• **STATED PROBLEM**: Using the data below, copy each line that includes the word "this".

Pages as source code
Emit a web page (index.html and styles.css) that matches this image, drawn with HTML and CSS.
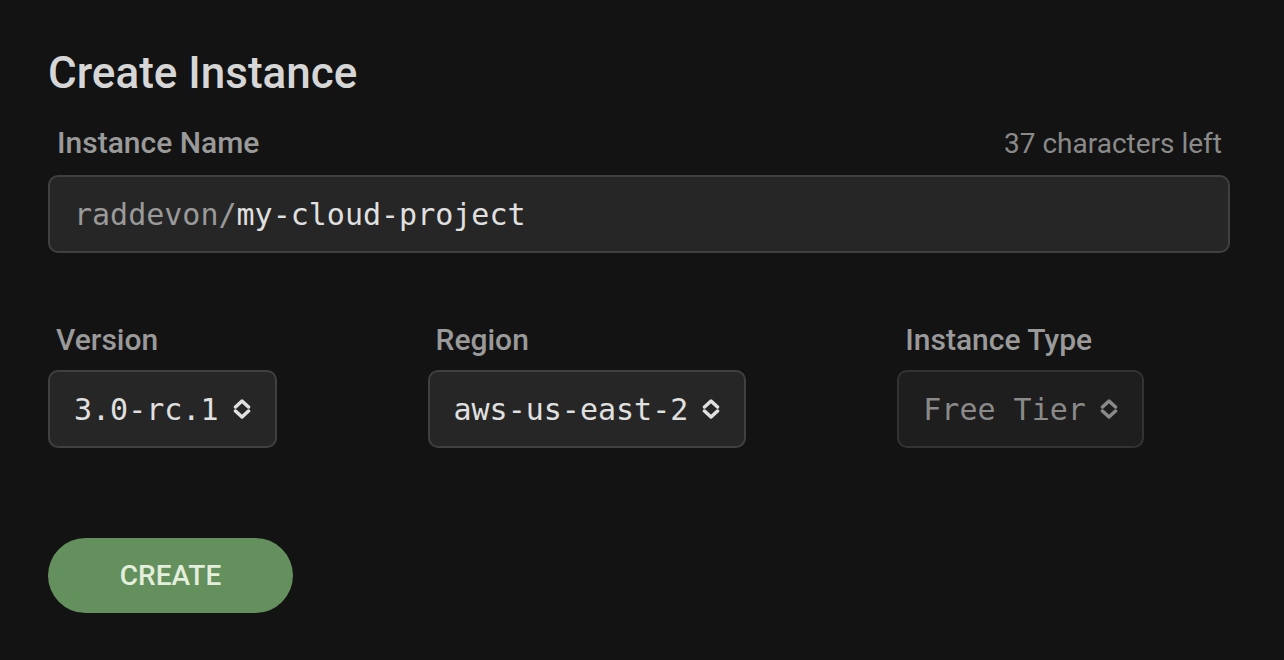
FILE: index.html
```html
<!DOCTYPE html>
<html>
<head>
<meta charset="utf-8">
<link rel="stylesheet" href="styles.css">
</head>
<body>
<main class="page">
  <h1 class="title">Create Instance</h1>
  <div class="field-head">
    <span class="label">Instance Name</span>
    <span class="counter">37 characters left</span>
  </div>
  <div class="text-input"><span class="prefix">raddevon/</span><span class="value">my-cloud-project</span></div>

  <div class="row">
    <div class="field">
      <span class="label">Version</span>
      <div class="select"><span>3.0-rc.1</span>
        <svg class="arrows" viewBox="0 0 18 20"><path d="M2.5 8 L9 2 L15.5 8 M2.5 12 L9 18 L15.5 12"/></svg>
      </div>
    </div>
    <div class="field">
      <span class="label">Region</span>
      <div class="select"><span>aws-us-east-2</span>
        <svg class="arrows" viewBox="0 0 18 20"><path d="M2.5 8 L9 2 L15.5 8 M2.5 12 L9 18 L15.5 12"/></svg>
      </div>
    </div>
    <div class="field">
      <span class="label">Instance Type</span>
      <div class="select disabled"><span>Free Tier</span>
        <svg class="arrows" viewBox="0 0 18 20"><path d="M2.5 8 L9 2 L15.5 8 M2.5 12 L9 18 L15.5 12"/></svg>
      </div>
    </div>
  </div>

  <button class="create">CREATE</button>
</main>
</body>
</html>
```
FILE: styles.css
```css
html, body {
  margin: 0;
  padding: 0;
  background: #131313;
}
body {
  font-family: Roboto, "Noto Sans", sans-serif;
  width: 1284px;
  height: 660px;
  overflow: hidden;
}
.page {
  padding: 47px 54px 0 48px;
}
.title {
  margin: 0;
  font-size: 44px;
  line-height: 52px;
  font-weight: 500;
  color: #d6d6d6;
}
.field-head {
  display: flex;
  justify-content: space-between;
  align-items: baseline;
  margin-top: 27px;
  padding: 0 8px 0 9px;
}
.label {
  display: block;
  font-size: 30px;
  line-height: 34px;
  font-weight: 500;
  color: #9a9a9a;
  padding-left: 8px;
}
.field-head .label {
  padding-left: 0;
}
.counter {
  font-size: 28px;
  line-height: 34px;
  color: #8a8a8a;
}
.text-input {
  margin-top: 14px;
  height: 74px;
  border: 2px solid #404040;
  border-radius: 10px;
  background: #262626;
  display: flex;
  align-items: center;
  padding: 0 24px;
  font-family: "DejaVu Sans Mono", "Liberation Mono", monospace;
  font-size: 30px;
}
.prefix { color: #9a9a9a; }
.value { color: #e0e0e0; }
.row {
  display: flex;
  gap: 151px;
  margin-top: 70px;
}
.field {
  display: flex;
  flex-direction: column;
  gap: 13px;
  align-items: flex-start;
}
.select {
  height: 74px;
  border: 2px solid #404040;
  border-radius: 10px;
  background: #262626;
  display: flex;
  align-items: center;
  gap: 14px;
  padding: 0 24px 0 24px;
  font-family: "DejaVu Sans Mono", "Liberation Mono", monospace;
  font-size: 30px;
  color: #e0e0e0;
}
.arrows {
  width: 18px;
  height: 20px;
  fill: none;
  stroke: #e0e0e0;
  stroke-width: 3.5;
  stroke-linecap: round;
  stroke-linejoin: round;
}
.select.disabled {
  background: #1e1e1e;
  border-color: #333333;
  color: #8a8a8a;
}
.select.disabled .arrows {
  stroke: #8a8a8a;
}
.create {
  display: block;
  margin-top: 90px;
  width: 245px;
  height: 75px;
  border: none;
  border-radius: 38px;
  background: #64905d;
  color: #e3eedc;
  font-family: Roboto, sans-serif;
  font-size: 28px;
  font-weight: 500;
  padding: 0;
}
```
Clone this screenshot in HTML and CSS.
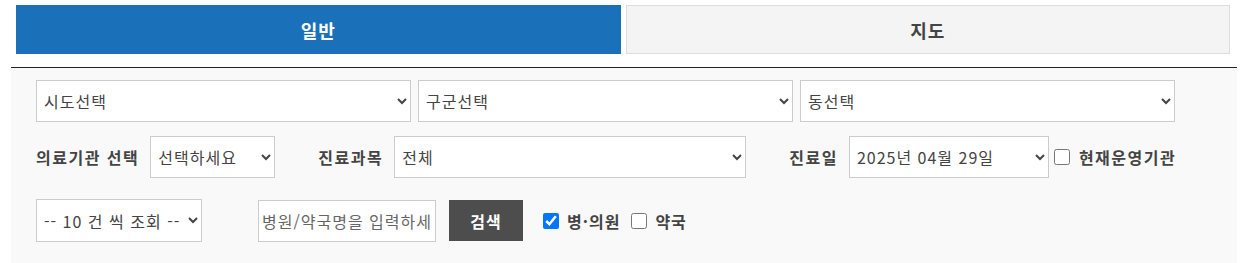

• **SOLUTION BELOW**:
Emit a web page (index.html and styles.css) that matches this image, drawn with HTML and CSS.
Clone this screenshot in HTML and CSS.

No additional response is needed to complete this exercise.